Less controversial, adding EDNS options and flags. You can see
the result here:
% dig @192.168.41.237 grease.courbu.re SOA
; <<>> DiG 9.18.28-0ubuntu0.24.04.1-Ubuntu <<>> @192.168.41.237 grease.courbu.re SOA
; (1 server found)
;; global options: +cmd
;; Got answer:
;; ->>HEADER<<- opcode: QUERY, status: NOERROR, id: 61647
;; flags: qr aa rd; QUERY: 1, ANSWER: 1, AUTHORITY: 0, ADDITIONAL: 1
;; WARNING: recursion requested but not available
;; OPT PSEUDOSECTION:
; EDNS: version: 1, flags:; MBZ: 0x0072, udp: 1440
; OPT=16282: 58 ("X")
; OPT=17466: 58 58 58 58 58 58 58 58 58 ("XXXXXXXXX")
; OPT=18095: 58 58 58 58 58 58 58 58 58 58 58 58 58 58 58 58 58 58 58 ("XXXXXXXXXXXXXXXXXXX")
; OPT=16375: 58 58 58 58 58 58 58 58 58 58 58 58 58 58 58 58 ("XXXXXXXXXXXXXXXX")
; OPT=18: 06 72 65 70 6f 72 74 07 65 78 61 6d 70 6c 65 03 63 6f 6d 00 (".report.example.com.")
; COOKIE: db279863745c8e7198d4274c54233c48 (good)
;; QUESTION SECTION:
;grease.courbu.re. IN SOA
;; ANSWER SECTION:
grease.courbu.re. 0 IN SOA dhcp-863b.meeting.ietf.org. root.invalid. (
2024111007 ; serial
1800 ; refresh (30 minutes)
300 ; retry (5 minutes)
604800 ; expire (1 week)
86400 ; minimum (1 day)
)
;; Query time: 1 msec
;; SERVER: 192.168.41.237#53(192.168.41.237) (UDP)
;; WHEN: Sun Nov 10 07:33:30 GMT 2024
;; MSG SIZE rcvd: 224
Here, the authoritative name server (a recent version of Drink,using
the
--greasing
option at startup), sent:
- A EDNS response with version 1 (remember current version is
0),
- Four EDNS options with unallocated codes, with varying
length and values (the last two options have allocated codes, even
if dig knows only one, these two options are not greasing),
- Unallocated EDNS flags set (the "0x0072").
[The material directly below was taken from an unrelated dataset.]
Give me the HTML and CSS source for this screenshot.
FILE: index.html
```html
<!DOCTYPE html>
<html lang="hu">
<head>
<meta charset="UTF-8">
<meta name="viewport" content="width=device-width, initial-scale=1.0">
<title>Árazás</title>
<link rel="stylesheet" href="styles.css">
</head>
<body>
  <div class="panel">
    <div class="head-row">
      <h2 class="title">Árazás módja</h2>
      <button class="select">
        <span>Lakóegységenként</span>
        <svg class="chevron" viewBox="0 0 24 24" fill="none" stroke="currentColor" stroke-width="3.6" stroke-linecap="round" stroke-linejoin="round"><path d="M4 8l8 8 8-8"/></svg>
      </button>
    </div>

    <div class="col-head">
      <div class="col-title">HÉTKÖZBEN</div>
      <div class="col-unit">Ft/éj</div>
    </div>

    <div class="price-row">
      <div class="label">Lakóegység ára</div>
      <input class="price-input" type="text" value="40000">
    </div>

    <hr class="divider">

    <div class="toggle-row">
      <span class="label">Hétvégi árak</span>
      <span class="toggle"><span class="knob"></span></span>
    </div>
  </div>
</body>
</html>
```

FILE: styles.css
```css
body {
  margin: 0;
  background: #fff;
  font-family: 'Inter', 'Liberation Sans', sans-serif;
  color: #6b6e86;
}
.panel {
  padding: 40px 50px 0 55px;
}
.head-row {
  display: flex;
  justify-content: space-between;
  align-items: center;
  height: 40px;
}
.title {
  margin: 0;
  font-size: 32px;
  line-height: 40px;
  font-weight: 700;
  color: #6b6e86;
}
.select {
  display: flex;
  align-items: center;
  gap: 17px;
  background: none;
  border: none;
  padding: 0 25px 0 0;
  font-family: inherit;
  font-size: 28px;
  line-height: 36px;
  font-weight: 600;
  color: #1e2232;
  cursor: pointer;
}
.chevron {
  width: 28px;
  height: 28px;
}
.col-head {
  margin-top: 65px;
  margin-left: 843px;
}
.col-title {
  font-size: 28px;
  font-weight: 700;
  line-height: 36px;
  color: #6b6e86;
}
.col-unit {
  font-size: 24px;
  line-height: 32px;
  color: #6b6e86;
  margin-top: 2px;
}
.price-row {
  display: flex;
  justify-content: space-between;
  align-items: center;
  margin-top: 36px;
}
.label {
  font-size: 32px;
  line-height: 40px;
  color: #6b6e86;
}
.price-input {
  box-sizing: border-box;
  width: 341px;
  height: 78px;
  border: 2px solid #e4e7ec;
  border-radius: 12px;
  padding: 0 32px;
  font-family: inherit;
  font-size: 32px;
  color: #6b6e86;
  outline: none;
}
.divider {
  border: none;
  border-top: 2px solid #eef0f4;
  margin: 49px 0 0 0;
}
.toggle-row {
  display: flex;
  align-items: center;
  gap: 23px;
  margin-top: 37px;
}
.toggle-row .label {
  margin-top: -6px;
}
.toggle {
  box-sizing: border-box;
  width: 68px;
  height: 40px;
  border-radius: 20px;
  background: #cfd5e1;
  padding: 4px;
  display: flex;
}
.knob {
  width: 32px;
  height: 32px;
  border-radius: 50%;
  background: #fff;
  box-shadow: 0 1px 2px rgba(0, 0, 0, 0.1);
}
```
Apparently, from tests with various resolver software and through
RIPE Atlas probes, it does not break anything, thus paving the way
for future allocations. Note that option codes, flags and the number
of options are choosen at random, following the draft.
If you want to see the changes it required in the name server,
this is this
pull request.
Thanks to Shumon Huque and Mark Andrews for code, conversation and explanations.